• [The exercise]:
Set the listing down again in full, word for word, with the pictures left out.
---------------
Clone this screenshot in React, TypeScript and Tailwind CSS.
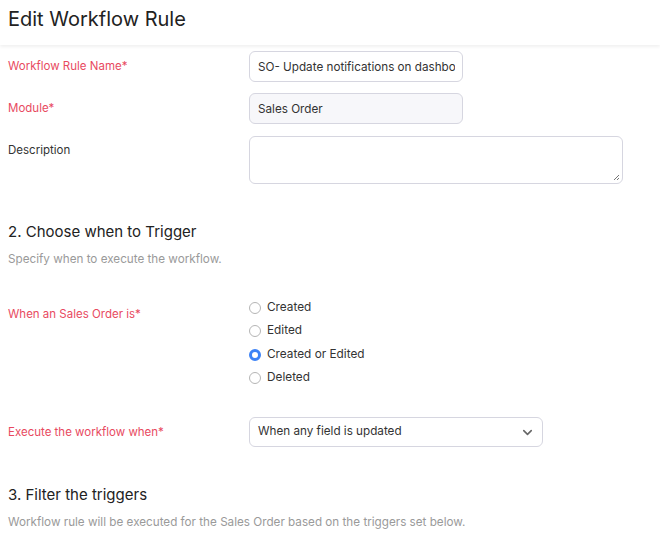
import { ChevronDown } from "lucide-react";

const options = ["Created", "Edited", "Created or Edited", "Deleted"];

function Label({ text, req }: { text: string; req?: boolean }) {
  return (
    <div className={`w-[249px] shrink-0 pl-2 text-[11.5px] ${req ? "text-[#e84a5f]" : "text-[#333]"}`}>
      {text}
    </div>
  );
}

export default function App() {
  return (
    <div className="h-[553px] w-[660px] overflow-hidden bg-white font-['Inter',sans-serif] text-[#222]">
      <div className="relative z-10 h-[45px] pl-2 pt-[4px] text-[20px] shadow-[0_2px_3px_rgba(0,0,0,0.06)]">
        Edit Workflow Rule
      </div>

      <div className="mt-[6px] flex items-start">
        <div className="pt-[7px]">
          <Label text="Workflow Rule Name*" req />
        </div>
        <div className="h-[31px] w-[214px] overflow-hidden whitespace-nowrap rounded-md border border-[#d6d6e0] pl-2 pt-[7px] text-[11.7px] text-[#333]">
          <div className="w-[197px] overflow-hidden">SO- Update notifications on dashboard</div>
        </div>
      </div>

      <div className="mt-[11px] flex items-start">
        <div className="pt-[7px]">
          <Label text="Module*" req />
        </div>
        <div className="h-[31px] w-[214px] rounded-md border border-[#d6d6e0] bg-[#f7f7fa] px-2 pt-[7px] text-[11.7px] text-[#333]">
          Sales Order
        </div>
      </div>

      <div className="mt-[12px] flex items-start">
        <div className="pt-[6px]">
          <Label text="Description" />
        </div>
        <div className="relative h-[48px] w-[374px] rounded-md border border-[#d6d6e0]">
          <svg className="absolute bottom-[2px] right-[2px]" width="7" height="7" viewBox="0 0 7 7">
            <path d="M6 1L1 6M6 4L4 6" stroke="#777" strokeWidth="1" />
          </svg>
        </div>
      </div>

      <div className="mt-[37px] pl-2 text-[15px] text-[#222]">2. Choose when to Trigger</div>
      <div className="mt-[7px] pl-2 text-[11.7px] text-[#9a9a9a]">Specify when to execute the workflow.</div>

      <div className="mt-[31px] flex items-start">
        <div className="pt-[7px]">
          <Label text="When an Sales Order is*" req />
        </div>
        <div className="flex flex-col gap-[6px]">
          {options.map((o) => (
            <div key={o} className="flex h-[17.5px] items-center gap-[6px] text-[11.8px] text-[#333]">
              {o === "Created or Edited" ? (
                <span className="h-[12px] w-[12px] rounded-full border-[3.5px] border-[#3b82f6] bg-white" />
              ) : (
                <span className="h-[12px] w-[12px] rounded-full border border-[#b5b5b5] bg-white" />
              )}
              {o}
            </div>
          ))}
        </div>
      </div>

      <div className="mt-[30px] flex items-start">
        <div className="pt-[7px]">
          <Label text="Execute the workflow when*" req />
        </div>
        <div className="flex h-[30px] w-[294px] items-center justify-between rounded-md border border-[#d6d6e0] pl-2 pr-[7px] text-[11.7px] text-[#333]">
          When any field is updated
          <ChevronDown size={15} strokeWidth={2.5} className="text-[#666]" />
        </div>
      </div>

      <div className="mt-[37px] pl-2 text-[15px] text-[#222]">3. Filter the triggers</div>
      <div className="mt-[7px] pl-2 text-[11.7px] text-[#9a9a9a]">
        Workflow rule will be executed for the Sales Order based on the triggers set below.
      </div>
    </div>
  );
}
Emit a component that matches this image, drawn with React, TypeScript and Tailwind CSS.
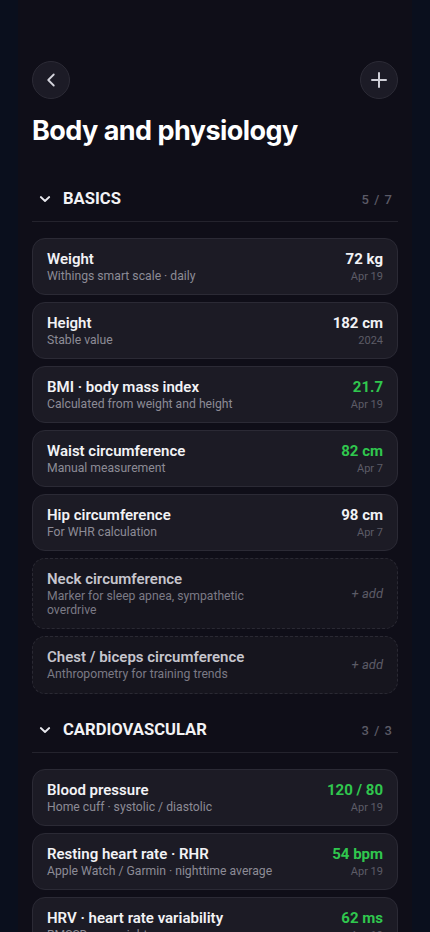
---------------
• [Solution for this exercise]:
Clone this screenshot in React, TypeScript and Tailwind CSS.
import { ChevronDown } from "lucide-react";

const options = ["Created", "Edited", "Created or Edited", "Deleted"];

function Label({ text, req }: { text: string; req?: boolean }) {
  return (
    <div className={`w-[249px] shrink-0 pl-2 text-[11.5px] ${req ? "text-[#e84a5f]" : "text-[#333]"}`}>
      {text}
    </div>
  );
}

export default function App() {
  return (
    <div className="h-[553px] w-[660px] overflow-hidden bg-white font-['Inter',sans-serif] text-[#222]">
      <div className="relative z-10 h-[45px] pl-2 pt-[4px] text-[20px] shadow-[0_2px_3px_rgba(0,0,0,0.06)]">
        Edit Workflow Rule
      </div>

      <div className="mt-[6px] flex items-start">
        <div className="pt-[7px]">
          <Label text="Workflow Rule Name*" req />
        </div>
        <div className="h-[31px] w-[214px] overflow-hidden whitespace-nowrap rounded-md border border-[#d6d6e0] pl-2 pt-[7px] text-[11.7px] text-[#333]">
          <div className="w-[197px] overflow-hidden">SO- Update notifications on dashboard</div>
        </div>
      </div>

      <div className="mt-[11px] flex items-start">
        <div className="pt-[7px]">
          <Label text="Module*" req />
        </div>
        <div className="h-[31px] w-[214px] rounded-md border border-[#d6d6e0] bg-[#f7f7fa] px-2 pt-[7px] text-[11.7px] text-[#333]">
          Sales Order
        </div>
      </div>

      <div className="mt-[12px] flex items-start">
        <div className="pt-[6px]">
          <Label text="Description" />
        </div>
        <div className="relative h-[48px] w-[374px] rounded-md border border-[#d6d6e0]">
          <svg className="absolute bottom-[2px] right-[2px]" width="7" height="7" viewBox="0 0 7 7">
            <path d="M6 1L1 6M6 4L4 6" stroke="#777" strokeWidth="1" />
          </svg>
        </div>
      </div>

      <div className="mt-[37px] pl-2 text-[15px] text-[#222]">2. Choose when to Trigger</div>
      <div className="mt-[7px] pl-2 text-[11.7px] text-[#9a9a9a]">Specify when to execute the workflow.</div>

      <div className="mt-[31px] flex items-start">
        <div className="pt-[7px]">
          <Label text="When an Sales Order is*" req />
        </div>
        <div className="flex flex-col gap-[6px]">
          {options.map((o) => (
            <div key={o} className="flex h-[17.5px] items-center gap-[6px] text-[11.8px] text-[#333]">
              {o === "Created or Edited" ? (
                <span className="h-[12px] w-[12px] rounded-full border-[3.5px] border-[#3b82f6] bg-white" />
              ) : (
                <span className="h-[12px] w-[12px] rounded-full border border-[#b5b5b5] bg-white" />
              )}
              {o}
            </div>
          ))}
        </div>
      </div>

      <div className="mt-[30px] flex items-start">
        <div className="pt-[7px]">
          <Label text="Execute the workflow when*" req />
        </div>
        <div className="flex h-[30px] w-[294px] items-center justify-between rounded-md border border-[#d6d6e0] pl-2 pr-[7px] text-[11.7px] text-[#333]">
          When any field is updated
          <ChevronDown size={15} strokeWidth={2.5} className="text-[#666]" />
        </div>
      </div>

      <div className="mt-[37px] pl-2 text-[15px] text-[#222]">3. Filter the triggers</div>
      <div className="mt-[7px] pl-2 text-[11.7px] text-[#9a9a9a]">
        Workflow rule will be executed for the Sales Order based on the triggers set below.
      </div>
    </div>
  );
}
Emit a component that matches this image, drawn with React, TypeScript and Tailwind CSS.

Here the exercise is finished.